_Given request_
Search the records for the word "index" and pick out every line that has it.

_Entries shown_
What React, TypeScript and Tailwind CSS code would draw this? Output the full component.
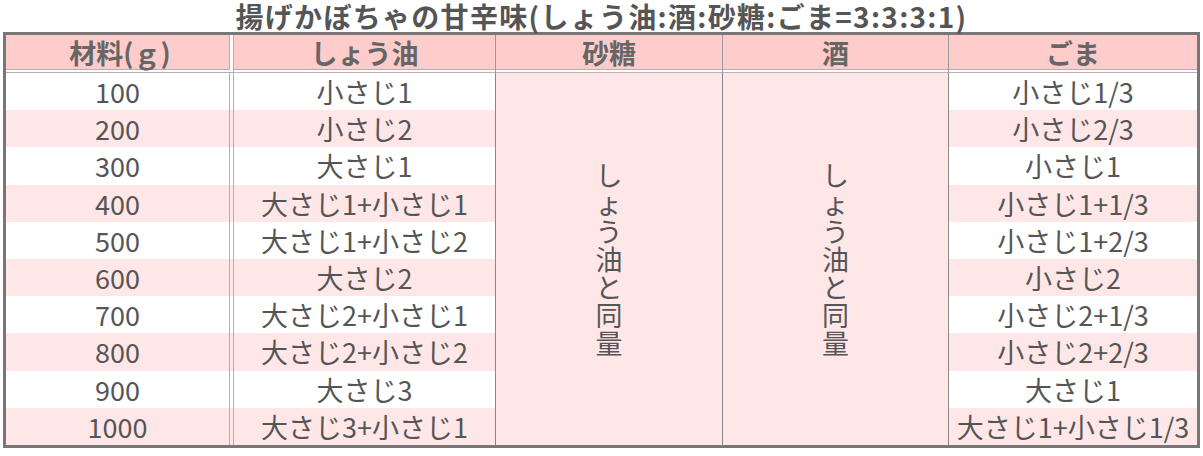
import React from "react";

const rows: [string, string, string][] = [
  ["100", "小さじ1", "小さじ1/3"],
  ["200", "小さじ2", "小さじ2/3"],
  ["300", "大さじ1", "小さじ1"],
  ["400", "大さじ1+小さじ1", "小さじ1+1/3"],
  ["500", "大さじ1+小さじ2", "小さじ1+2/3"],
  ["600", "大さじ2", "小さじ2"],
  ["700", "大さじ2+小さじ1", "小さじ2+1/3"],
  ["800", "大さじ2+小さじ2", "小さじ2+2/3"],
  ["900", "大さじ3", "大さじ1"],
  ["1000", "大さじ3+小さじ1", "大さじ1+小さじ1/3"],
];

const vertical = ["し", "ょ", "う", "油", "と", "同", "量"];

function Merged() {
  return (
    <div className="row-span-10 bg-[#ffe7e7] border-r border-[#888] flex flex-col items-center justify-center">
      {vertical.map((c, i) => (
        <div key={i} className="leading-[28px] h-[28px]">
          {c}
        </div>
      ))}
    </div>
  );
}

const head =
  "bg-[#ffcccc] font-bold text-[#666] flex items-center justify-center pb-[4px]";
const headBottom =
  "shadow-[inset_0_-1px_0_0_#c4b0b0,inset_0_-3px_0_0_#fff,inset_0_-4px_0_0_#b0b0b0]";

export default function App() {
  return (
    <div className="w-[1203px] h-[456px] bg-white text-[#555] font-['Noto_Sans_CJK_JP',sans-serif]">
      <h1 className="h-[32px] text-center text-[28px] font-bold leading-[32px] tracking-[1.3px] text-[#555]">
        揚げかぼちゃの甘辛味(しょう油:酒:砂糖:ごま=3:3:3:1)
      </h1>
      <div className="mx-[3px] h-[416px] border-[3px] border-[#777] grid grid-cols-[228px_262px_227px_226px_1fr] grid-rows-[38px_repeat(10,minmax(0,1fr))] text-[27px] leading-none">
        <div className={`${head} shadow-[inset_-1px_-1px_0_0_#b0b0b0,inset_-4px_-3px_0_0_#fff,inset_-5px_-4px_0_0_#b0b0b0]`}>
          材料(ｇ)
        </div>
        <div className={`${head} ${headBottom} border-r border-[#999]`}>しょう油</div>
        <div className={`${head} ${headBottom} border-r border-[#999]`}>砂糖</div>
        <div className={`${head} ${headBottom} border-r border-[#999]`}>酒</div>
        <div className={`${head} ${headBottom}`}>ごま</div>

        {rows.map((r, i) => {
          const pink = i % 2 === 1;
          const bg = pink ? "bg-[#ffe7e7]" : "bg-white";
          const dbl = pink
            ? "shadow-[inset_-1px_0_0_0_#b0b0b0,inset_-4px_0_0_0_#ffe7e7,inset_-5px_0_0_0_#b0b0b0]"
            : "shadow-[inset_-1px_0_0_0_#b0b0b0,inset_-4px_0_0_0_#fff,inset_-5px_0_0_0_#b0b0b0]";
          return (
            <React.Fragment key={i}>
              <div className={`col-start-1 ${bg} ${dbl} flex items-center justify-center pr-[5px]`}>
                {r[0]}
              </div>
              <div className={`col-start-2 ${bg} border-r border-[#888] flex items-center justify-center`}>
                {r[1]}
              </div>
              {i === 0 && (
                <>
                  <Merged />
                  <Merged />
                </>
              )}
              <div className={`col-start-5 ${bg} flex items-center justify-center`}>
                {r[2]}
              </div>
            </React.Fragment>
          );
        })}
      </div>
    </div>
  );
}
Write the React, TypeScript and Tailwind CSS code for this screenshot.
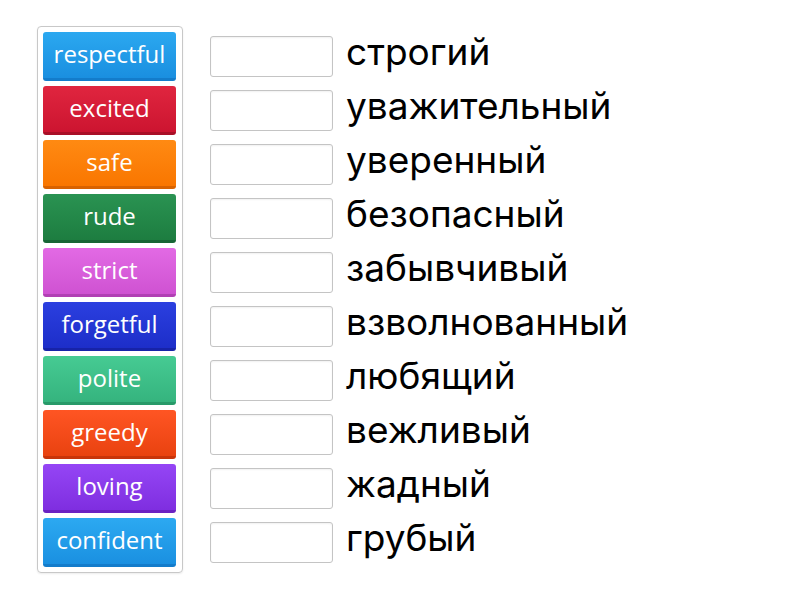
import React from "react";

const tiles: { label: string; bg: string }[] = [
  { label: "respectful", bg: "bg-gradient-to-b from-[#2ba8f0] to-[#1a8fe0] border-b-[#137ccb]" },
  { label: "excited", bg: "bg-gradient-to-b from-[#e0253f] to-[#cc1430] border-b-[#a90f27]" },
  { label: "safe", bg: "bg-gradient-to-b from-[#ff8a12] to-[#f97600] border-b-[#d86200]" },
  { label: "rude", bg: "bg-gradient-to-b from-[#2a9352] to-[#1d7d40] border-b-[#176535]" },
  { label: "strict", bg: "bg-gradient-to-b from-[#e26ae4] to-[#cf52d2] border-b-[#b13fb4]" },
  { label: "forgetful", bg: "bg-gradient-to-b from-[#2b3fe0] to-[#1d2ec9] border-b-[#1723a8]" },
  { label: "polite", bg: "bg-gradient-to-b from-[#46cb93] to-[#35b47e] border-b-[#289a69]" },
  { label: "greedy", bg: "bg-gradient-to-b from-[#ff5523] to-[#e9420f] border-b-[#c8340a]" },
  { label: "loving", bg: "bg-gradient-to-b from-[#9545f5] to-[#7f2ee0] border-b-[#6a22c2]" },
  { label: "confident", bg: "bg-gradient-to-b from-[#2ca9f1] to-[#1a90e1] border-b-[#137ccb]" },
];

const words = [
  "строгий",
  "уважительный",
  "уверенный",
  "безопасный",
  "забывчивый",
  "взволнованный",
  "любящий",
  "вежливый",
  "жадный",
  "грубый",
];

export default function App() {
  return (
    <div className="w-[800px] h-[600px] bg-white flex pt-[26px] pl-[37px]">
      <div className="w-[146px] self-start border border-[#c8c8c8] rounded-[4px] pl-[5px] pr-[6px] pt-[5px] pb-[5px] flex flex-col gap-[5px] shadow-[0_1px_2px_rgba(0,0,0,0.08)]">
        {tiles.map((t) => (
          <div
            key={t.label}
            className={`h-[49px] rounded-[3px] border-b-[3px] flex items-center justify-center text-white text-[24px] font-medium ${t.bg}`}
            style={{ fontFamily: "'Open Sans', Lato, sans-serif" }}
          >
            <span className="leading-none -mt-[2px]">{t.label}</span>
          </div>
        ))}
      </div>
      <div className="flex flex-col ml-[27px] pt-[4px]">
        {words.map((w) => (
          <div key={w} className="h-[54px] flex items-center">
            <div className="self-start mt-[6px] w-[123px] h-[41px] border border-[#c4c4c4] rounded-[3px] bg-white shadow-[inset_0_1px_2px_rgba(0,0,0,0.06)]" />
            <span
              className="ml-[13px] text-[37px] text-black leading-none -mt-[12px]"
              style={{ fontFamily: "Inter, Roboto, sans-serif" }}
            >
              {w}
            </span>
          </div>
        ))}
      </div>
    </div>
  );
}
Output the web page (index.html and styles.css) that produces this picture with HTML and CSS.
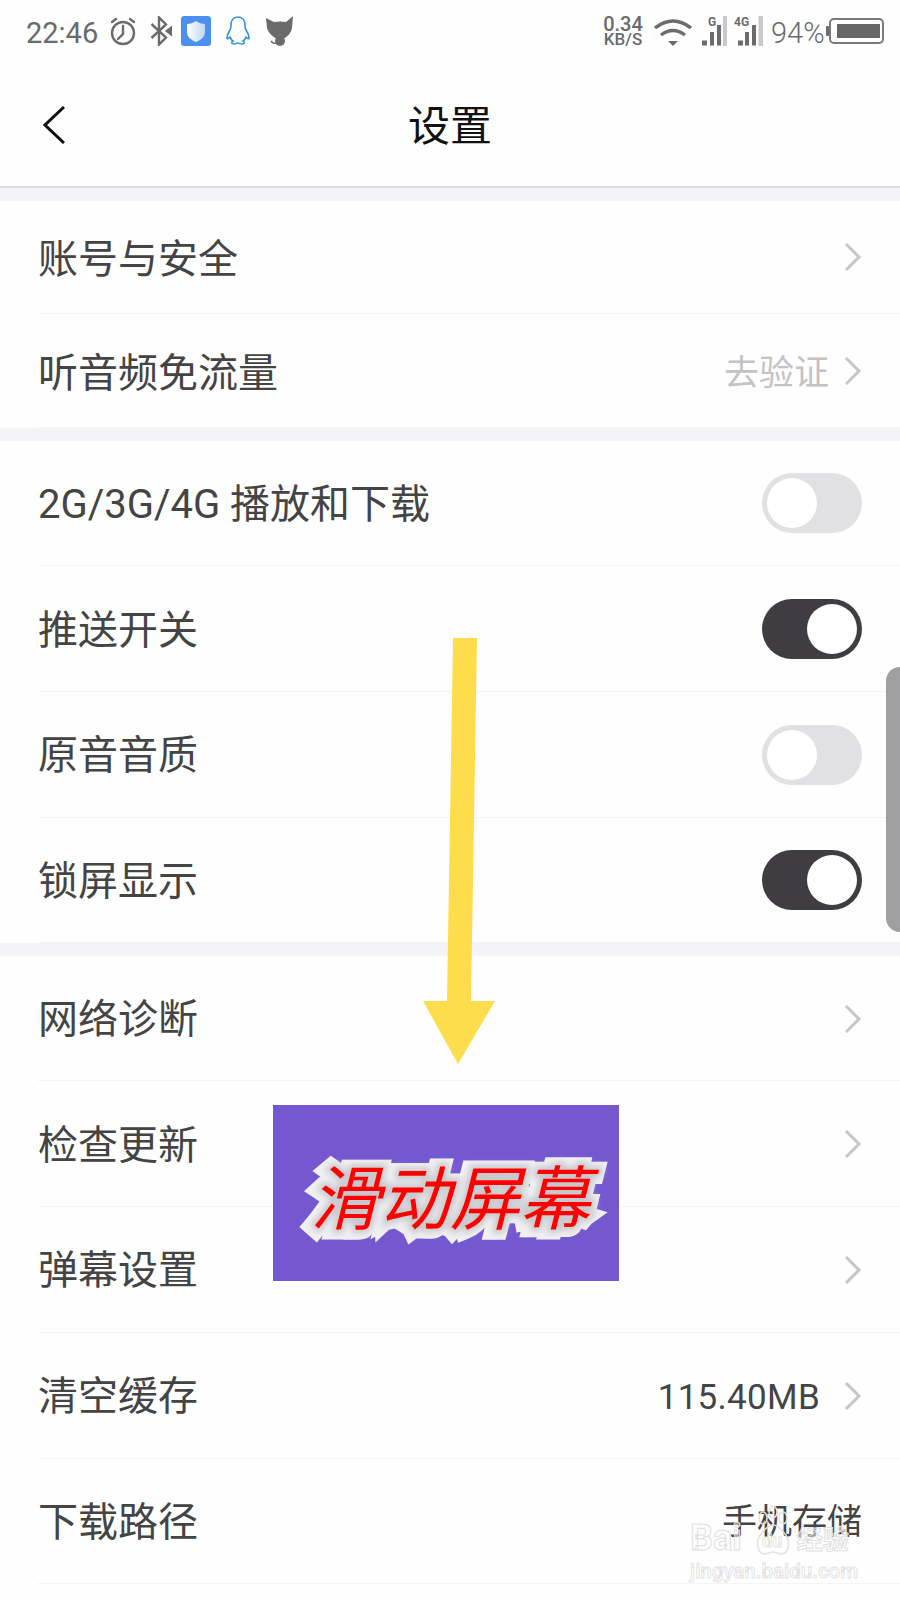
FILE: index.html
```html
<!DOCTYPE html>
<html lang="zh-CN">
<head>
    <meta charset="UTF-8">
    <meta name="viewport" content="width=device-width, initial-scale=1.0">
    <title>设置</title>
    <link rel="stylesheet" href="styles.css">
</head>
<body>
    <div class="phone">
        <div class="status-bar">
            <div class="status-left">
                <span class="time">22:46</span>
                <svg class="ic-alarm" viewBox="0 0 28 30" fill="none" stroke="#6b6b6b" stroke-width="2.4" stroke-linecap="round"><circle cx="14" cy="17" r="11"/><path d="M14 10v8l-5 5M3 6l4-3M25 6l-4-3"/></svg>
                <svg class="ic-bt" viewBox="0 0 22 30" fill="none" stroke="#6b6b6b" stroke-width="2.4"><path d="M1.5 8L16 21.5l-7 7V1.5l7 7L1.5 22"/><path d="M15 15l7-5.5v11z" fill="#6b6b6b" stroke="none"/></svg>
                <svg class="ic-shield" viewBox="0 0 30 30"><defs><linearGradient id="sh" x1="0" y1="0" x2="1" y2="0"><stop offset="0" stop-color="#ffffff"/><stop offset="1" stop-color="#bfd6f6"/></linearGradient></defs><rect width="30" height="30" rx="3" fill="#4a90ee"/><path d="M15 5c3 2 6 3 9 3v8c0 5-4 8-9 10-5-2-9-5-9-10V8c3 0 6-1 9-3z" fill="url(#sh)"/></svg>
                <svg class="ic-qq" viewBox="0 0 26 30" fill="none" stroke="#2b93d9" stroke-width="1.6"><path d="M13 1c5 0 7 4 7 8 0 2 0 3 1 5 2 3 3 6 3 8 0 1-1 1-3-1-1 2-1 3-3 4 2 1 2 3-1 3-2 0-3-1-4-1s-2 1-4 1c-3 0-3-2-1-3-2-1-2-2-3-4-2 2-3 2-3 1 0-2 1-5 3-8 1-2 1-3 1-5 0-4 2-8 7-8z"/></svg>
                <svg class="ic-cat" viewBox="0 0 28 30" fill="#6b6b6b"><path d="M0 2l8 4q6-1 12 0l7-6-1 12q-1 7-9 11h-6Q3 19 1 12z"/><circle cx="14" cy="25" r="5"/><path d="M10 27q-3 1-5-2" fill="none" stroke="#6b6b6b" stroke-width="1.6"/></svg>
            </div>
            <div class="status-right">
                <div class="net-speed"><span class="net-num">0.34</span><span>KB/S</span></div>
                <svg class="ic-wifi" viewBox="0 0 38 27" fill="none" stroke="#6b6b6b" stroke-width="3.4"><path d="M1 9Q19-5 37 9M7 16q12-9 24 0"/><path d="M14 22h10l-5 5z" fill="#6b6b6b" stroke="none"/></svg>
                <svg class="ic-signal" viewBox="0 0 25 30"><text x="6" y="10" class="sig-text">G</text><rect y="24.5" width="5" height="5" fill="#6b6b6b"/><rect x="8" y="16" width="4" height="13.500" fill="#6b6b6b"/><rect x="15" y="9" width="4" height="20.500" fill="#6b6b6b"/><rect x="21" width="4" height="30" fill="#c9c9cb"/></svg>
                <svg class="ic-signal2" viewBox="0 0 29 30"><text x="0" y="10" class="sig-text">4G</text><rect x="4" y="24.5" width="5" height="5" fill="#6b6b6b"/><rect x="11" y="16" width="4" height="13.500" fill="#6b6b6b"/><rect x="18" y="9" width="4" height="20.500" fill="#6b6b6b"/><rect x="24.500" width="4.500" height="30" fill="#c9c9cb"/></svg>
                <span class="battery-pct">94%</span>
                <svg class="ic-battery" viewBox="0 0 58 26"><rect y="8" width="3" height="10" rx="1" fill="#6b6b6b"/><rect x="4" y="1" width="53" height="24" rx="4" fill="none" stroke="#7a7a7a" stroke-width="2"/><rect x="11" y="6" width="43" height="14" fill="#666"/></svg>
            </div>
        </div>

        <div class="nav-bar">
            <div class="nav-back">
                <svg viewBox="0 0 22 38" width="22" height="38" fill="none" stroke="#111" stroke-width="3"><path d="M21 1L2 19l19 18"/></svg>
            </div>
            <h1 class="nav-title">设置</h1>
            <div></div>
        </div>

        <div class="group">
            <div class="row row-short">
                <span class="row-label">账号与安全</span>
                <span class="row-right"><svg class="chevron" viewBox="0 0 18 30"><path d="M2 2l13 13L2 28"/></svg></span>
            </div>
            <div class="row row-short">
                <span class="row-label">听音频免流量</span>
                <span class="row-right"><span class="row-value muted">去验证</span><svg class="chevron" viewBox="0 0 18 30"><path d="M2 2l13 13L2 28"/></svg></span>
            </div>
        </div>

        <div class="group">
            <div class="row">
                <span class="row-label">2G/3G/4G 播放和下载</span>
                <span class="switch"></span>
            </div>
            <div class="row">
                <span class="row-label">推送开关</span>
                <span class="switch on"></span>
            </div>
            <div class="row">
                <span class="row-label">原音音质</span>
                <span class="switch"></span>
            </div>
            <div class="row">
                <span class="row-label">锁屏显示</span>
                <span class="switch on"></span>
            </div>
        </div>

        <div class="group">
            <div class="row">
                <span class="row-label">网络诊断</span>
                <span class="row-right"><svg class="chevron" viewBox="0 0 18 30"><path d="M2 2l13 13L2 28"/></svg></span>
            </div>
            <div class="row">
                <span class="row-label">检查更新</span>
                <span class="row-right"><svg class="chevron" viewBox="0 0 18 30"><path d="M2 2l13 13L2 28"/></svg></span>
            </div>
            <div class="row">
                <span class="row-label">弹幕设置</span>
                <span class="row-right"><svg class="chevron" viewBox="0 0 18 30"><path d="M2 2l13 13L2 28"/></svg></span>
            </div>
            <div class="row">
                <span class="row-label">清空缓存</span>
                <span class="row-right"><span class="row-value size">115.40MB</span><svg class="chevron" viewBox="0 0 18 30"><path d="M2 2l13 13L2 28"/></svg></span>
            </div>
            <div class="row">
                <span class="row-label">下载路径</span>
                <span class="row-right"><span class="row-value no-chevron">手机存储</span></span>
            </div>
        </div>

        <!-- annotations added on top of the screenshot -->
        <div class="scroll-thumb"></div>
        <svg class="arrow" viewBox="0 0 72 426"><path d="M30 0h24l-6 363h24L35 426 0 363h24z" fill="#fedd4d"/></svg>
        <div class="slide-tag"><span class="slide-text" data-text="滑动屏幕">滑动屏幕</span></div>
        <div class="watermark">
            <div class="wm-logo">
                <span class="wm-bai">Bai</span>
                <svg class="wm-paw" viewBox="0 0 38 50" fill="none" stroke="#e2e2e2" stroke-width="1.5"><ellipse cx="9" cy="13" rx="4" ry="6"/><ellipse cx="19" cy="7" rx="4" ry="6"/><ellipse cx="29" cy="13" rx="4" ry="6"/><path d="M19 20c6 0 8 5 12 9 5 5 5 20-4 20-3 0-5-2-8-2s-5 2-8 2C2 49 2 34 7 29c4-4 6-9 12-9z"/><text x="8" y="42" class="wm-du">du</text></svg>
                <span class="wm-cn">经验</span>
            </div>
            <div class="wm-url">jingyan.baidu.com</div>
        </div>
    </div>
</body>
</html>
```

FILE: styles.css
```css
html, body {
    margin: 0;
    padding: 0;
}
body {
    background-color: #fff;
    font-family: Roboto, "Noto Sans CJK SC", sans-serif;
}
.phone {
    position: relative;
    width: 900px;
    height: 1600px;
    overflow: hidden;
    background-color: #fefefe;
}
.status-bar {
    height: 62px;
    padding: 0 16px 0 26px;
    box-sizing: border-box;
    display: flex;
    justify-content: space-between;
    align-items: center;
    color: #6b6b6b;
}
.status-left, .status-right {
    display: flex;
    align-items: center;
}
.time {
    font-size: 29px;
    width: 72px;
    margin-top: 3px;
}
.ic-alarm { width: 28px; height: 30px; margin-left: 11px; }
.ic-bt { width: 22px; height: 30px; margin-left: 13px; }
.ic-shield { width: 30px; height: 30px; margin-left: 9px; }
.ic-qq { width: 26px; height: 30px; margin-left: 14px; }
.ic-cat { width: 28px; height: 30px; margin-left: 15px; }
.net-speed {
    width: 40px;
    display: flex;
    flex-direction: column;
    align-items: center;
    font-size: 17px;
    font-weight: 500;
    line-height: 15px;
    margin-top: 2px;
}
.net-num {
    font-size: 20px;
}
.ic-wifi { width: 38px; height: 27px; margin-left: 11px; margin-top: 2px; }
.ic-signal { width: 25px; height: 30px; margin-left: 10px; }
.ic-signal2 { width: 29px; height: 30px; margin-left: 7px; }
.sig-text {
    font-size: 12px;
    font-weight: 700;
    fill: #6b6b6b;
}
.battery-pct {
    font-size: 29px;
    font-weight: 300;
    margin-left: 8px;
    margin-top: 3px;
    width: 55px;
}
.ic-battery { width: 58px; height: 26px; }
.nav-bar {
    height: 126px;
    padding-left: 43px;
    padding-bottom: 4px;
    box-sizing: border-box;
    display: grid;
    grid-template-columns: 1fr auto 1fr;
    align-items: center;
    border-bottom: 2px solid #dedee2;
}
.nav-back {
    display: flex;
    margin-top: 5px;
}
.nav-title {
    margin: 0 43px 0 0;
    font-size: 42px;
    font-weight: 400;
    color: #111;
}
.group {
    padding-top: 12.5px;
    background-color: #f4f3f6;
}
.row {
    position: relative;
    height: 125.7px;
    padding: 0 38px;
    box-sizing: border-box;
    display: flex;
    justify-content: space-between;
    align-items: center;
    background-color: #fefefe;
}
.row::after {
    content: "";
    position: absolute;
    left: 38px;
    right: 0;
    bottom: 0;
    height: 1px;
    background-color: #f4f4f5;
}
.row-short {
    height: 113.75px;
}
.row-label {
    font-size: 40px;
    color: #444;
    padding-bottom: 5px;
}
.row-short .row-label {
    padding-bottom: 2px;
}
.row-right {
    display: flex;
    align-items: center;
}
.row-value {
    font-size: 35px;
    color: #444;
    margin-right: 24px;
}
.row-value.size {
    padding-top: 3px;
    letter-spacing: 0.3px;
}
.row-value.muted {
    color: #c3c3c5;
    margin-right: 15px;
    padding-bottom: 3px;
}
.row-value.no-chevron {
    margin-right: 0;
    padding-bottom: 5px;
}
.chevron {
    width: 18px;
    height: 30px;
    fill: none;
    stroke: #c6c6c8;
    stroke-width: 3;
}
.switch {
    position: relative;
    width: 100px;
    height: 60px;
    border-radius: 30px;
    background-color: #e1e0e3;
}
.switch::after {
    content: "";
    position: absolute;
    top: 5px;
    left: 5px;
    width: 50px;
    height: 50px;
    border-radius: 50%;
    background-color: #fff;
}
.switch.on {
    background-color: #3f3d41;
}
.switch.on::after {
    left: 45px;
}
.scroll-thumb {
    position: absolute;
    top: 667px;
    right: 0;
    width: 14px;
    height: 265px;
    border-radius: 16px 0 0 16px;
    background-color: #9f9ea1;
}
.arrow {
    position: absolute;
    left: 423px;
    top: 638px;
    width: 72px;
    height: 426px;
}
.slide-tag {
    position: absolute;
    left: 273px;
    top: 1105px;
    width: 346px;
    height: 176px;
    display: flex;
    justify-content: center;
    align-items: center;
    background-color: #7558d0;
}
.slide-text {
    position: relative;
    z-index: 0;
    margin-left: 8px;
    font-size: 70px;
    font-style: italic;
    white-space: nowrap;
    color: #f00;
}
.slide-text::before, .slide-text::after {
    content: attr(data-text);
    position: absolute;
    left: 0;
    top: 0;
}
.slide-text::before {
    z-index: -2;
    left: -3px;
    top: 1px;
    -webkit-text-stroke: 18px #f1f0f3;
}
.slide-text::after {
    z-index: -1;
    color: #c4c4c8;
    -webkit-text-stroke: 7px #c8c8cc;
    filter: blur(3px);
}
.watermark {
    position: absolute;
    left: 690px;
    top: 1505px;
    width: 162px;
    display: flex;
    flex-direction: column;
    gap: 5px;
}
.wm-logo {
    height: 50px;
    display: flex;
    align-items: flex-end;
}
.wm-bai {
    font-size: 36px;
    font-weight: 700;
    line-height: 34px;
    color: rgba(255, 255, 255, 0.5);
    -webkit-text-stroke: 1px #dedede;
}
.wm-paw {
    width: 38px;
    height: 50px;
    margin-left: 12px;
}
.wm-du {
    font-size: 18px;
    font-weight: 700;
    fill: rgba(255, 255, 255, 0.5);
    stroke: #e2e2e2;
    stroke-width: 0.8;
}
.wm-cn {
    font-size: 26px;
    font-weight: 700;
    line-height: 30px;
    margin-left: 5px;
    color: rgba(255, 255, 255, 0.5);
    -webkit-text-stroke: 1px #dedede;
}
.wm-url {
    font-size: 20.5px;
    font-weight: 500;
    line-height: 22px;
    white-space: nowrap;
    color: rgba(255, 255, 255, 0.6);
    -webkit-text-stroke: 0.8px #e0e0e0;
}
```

_Complete response_
Output the web page (index.html and styles.css) that produces this picture with HTML and CSS.
FILE: index.html
    z-index: 0;
    z-index: -2;
    z-index: -1;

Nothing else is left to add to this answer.